Mardi Heinrich and Nicole Woodcock explore two data matching programs targeting rental property owners launched by the Australian Tax Office.
A recent Australian Taxation Office (ATO) announcement may light some compliance tinder under those residential landlords and holiday rental owners who have not paid sufficient attention to their tax
On 10 August the ATO released details of two data matching programs that it will undertake in the period up to 30 June 2020. The ATO will obtain information from third parties under these programs, which it will then cross reference to data disclosed (or apparently omitted) from income tax returns.
The first program will seek to obtain detailed information from online accommodation rental platforms (including those operated by international entities) in relation to property owners who have used the platform during the 2016-17 to 2019-20 financial years.

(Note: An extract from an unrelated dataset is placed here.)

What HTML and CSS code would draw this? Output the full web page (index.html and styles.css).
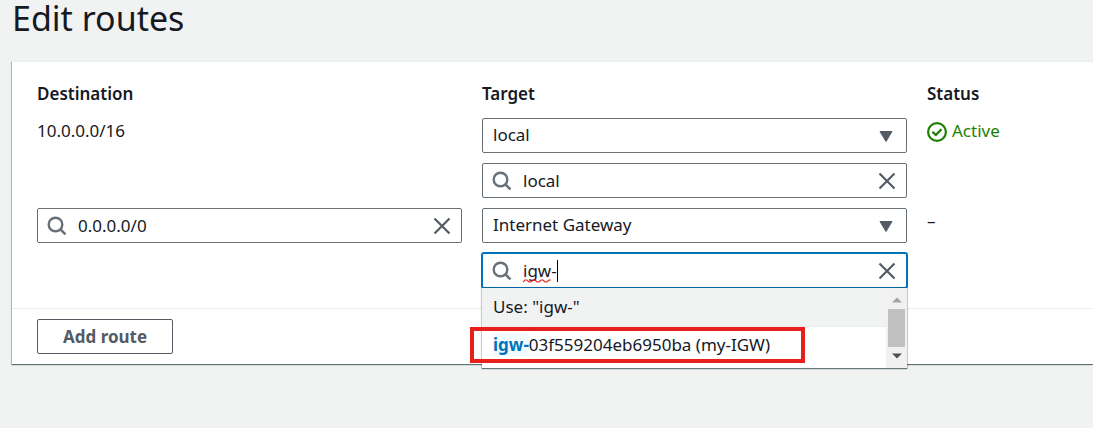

The information the ATO is seeking will enable it to identify possible under-reporting of rental or hiring income. It will also highlight situations where a taxpayer may have claimed deductions for property-related expenses, but is not genuinely making the property available for hire or rent on an arm’s length basis.
The second program will additionally target disposals of real property which have not been disclosed for capital gains tax purposes. The ATO will seek rental bond information going all the way back to September 1985 (when tax on capital gains was introduced) in order to identify properties which may not be fully eligible for the main residence exemption.
There is some complexity in the capital gains taxation rules for residential real estate. A property that has been a taxpayer’s exempt main residence, but is subsequently rented out, can lose its fully-exempt status if its use as a rental property covers a continuous period of more than 6 years.
This initiative by the ATO is further evidence of government and regulators getting serious about tackling the non-criminal elements of the black economy.